▶ Short exercise
Repeat the listing word for word. No pictures belong in the copy.

▶ Data excerpt
· · · · ·

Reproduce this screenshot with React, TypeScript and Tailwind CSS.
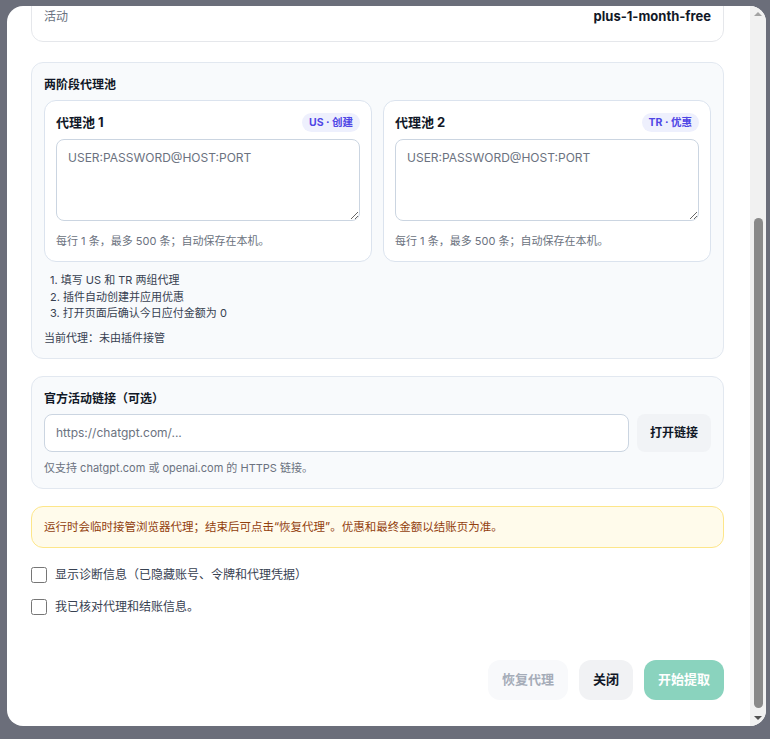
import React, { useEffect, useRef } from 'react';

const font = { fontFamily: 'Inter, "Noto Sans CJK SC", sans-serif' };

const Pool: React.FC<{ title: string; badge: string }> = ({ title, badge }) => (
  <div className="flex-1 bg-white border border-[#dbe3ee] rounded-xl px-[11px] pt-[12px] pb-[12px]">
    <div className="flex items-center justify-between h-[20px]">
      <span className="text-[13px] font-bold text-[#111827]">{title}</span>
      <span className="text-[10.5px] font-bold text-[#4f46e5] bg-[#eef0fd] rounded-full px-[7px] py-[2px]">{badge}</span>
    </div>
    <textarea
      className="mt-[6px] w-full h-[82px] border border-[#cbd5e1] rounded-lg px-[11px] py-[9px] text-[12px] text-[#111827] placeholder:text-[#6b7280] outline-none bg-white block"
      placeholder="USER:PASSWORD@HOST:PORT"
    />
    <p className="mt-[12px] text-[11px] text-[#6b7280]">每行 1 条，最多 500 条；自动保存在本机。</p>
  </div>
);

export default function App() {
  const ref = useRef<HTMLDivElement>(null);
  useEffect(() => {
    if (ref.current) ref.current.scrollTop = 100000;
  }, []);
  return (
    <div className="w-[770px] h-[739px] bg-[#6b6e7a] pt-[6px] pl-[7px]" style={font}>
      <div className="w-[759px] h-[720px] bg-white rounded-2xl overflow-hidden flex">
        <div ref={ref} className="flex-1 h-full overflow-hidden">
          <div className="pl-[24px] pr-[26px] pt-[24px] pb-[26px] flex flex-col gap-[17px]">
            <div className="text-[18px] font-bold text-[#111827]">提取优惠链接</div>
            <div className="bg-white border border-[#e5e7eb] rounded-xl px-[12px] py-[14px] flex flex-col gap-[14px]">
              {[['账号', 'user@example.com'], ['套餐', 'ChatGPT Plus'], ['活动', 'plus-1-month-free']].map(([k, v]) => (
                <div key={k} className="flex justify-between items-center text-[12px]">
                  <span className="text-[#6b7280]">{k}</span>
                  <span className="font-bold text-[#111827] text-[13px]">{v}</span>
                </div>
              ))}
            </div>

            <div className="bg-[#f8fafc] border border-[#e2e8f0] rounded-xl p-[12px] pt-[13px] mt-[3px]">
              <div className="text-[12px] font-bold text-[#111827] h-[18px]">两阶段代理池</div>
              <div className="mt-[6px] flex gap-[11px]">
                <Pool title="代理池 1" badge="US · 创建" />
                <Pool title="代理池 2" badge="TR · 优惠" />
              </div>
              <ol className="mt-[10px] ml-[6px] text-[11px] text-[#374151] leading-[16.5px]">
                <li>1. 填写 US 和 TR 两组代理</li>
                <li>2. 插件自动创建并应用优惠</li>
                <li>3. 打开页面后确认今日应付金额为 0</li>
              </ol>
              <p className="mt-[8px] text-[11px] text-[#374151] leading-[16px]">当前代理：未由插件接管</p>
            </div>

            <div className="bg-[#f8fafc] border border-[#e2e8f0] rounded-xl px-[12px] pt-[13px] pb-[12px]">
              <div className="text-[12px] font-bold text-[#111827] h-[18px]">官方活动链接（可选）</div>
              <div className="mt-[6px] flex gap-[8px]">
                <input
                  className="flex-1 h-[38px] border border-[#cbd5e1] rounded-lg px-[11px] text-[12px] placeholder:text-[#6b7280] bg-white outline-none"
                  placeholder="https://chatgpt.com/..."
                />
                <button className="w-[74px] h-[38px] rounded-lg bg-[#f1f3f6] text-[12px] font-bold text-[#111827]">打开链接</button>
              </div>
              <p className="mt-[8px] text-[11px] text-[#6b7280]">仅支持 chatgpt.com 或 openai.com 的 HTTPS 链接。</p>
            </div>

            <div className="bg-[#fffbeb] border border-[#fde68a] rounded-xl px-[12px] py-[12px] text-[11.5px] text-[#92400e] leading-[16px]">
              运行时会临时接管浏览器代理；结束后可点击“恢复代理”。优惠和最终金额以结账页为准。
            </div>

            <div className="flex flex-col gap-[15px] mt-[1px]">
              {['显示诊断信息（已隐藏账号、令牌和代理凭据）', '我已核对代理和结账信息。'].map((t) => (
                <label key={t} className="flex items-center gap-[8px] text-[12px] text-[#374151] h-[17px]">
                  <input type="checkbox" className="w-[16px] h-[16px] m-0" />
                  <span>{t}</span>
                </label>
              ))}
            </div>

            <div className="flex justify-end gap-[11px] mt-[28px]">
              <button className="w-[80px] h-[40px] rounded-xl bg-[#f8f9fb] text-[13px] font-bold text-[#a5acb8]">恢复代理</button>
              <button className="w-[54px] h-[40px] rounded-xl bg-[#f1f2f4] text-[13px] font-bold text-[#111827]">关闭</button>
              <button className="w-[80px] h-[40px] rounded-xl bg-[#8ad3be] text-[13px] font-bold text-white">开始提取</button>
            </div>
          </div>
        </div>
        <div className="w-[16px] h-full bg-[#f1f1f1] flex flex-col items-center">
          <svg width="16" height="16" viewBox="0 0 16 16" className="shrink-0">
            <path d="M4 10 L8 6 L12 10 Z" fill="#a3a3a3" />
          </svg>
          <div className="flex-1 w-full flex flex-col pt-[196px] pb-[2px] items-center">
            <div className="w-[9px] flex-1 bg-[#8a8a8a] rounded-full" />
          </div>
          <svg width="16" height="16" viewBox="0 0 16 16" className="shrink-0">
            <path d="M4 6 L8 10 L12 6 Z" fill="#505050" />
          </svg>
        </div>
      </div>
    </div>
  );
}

· · · · ·

▶ The answer
Reproduce this screenshot with React, TypeScript and Tailwind CSS.
import React, { useEffect, useRef } from 'react';

const font = { fontFamily: 'Inter, "Noto Sans CJK SC", sans-serif' };

const Pool: React.FC<{ title: string; badge: string }> = ({ title, badge }) => (
  <div className="flex-1 bg-white border border-[#dbe3ee] rounded-xl px-[11px] pt-[12px] pb-[12px]">
    <div className="flex items-center justify-between h-[20px]">
      <span className="text-[13px] font-bold text-[#111827]">{title}</span>
      <span className="text-[10.5px] font-bold text-[#4f46e5] bg-[#eef0fd] rounded-full px-[7px] py-[2px]">{badge}</span>
    </div>
    <textarea
      className="mt-[6px] w-full h-[82px] border border-[#cbd5e1] rounded-lg px-[11px] py-[9px] text-[12px] text-[#111827] placeholder:text-[#6b7280] outline-none bg-white block"
      placeholder="USER:PASSWORD@HOST:PORT"
    />
    <p className="mt-[12px] text-[11px] text-[#6b7280]">每行 1 条，最多 500 条；自动保存在本机。</p>
  </div>
);

export default function App() {
  const ref = useRef<HTMLDivElement>(null);
  useEffect(() => {
    if (ref.current) ref.current.scrollTop = 100000;
  }, []);
  return (
    <div className="w-[770px] h-[739px] bg-[#6b6e7a] pt-[6px] pl-[7px]" style={font}>
      <div className="w-[759px] h-[720px] bg-white rounded-2xl overflow-hidden flex">
        <div ref={ref} className="flex-1 h-full overflow-hidden">
          <div className="pl-[24px] pr-[26px] pt-[24px] pb-[26px] flex flex-col gap-[17px]">
            <div className="text-[18px] font-bold text-[#111827]">提取优惠链接</div>
            <div className="bg-white border border-[#e5e7eb] rounded-xl px-[12px] py-[14px] flex flex-col gap-[14px]">
              {[['账号', 'user@example.com'], ['套餐', 'ChatGPT Plus'], ['活动', 'plus-1-month-free']].map(([k, v]) => (
                <div key={k} className="flex justify-between items-center text-[12px]">
                  <span className="text-[#6b7280]">{k}</span>
                  <span className="font-bold text-[#111827] text-[13px]">{v}</span>
                </div>
              ))}
            </div>

            <div className="bg-[#f8fafc] border border-[#e2e8f0] rounded-xl p-[12px] pt-[13px] mt-[3px]">
              <div className="text-[12px] font-bold text-[#111827] h-[18px]">两阶段代理池</div>
              <div className="mt-[6px] flex gap-[11px]">
                <Pool title="代理池 1" badge="US · 创建" />
                <Pool title="代理池 2" badge="TR · 优惠" />
              </div>
              <ol className="mt-[10px] ml-[6px] text-[11px] text-[#374151] leading-[16.5px]">
                <li>1. 填写 US 和 TR 两组代理</li>
                <li>2. 插件自动创建并应用优惠</li>
                <li>3. 打开页面后确认今日应付金额为 0</li>
              </ol>
              <p className="mt-[8px] text-[11px] text-[#374151] leading-[16px]">当前代理：未由插件接管</p>
            </div>

            <div className="bg-[#f8fafc] border border-[#e2e8f0] rounded-xl px-[12px] pt-[13px] pb-[12px]">
              <div className="text-[12px] font-bold text-[#111827] h-[18px]">官方活动链接（可选）</div>
              <div className="mt-[6px] flex gap-[8px]">
                <input
                  className="flex-1 h-[38px] border border-[#cbd5e1] rounded-lg px-[11px] text-[12px] placeholder:text-[#6b7280] bg-white outline-none"
                  placeholder="https://chatgpt.com/..."
                />
                <button className="w-[74px] h-[38px] rounded-lg bg-[#f1f3f6] text-[12px] font-bold text-[#111827]">打开链接</button>
              </div>
              <p className="mt-[8px] text-[11px] text-[#6b7280]">仅支持 chatgpt.com 或 openai.com 的 HTTPS 链接。</p>
            </div>

            <div className="bg-[#fffbeb] border border-[#fde68a] rounded-xl px-[12px] py-[12px] text-[11.5px] text-[#92400e] leading-[16px]">
              运行时会临时接管浏览器代理；结束后可点击“恢复代理”。优惠和最终金额以结账页为准。
            </div>

            <div className="flex flex-col gap-[15px] mt-[1px]">
              {['显示诊断信息（已隐藏账号、令牌和代理凭据）', '我已核对代理和结账信息。'].map((t) => (
                <label key={t} className="flex items-center gap-[8px] text-[12px] text-[#374151] h-[17px]">
                  <input type="checkbox" className="w-[16px] h-[16px] m-0" />
                  <span>{t}</span>
                </label>
              ))}
            </div>

            <div className="flex justify-end gap-[11px] mt-[28px]">
              <button className="w-[80px] h-[40px] rounded-xl bg-[#f8f9fb] text-[13px] font-bold text-[#a5acb8]">恢复代理</button>
              <button className="w-[54px] h-[40px] rounded-xl bg-[#f1f2f4] text-[13px] font-bold text-[#111827]">关闭</button>
              <button className="w-[80px] h-[40px] rounded-xl bg-[#8ad3be] text-[13px] font-bold text-white">开始提取</button>
            </div>
          </div>
        </div>
        <div className="w-[16px] h-full bg-[#f1f1f1] flex flex-col items-center">
          <svg width="16" height="16" viewBox="0 0 16 16" className="shrink-0">
            <path d="M4 10 L8 6 L12 10 Z" fill="#a3a3a3" />
          </svg>
          <div className="flex-1 w-full flex flex-col pt-[196px] pb-[2px] items-center">
            <div className="w-[9px] flex-1 bg-[#8a8a8a] rounded-full" />
          </div>
          <svg width="16" height="16" viewBox="0 0 16 16" className="shrink-0">
            <path d="M4 6 L8 10 L12 6 Z" fill="#505050" />
          </svg>
        </div>
      </div>
    </div>
  );
}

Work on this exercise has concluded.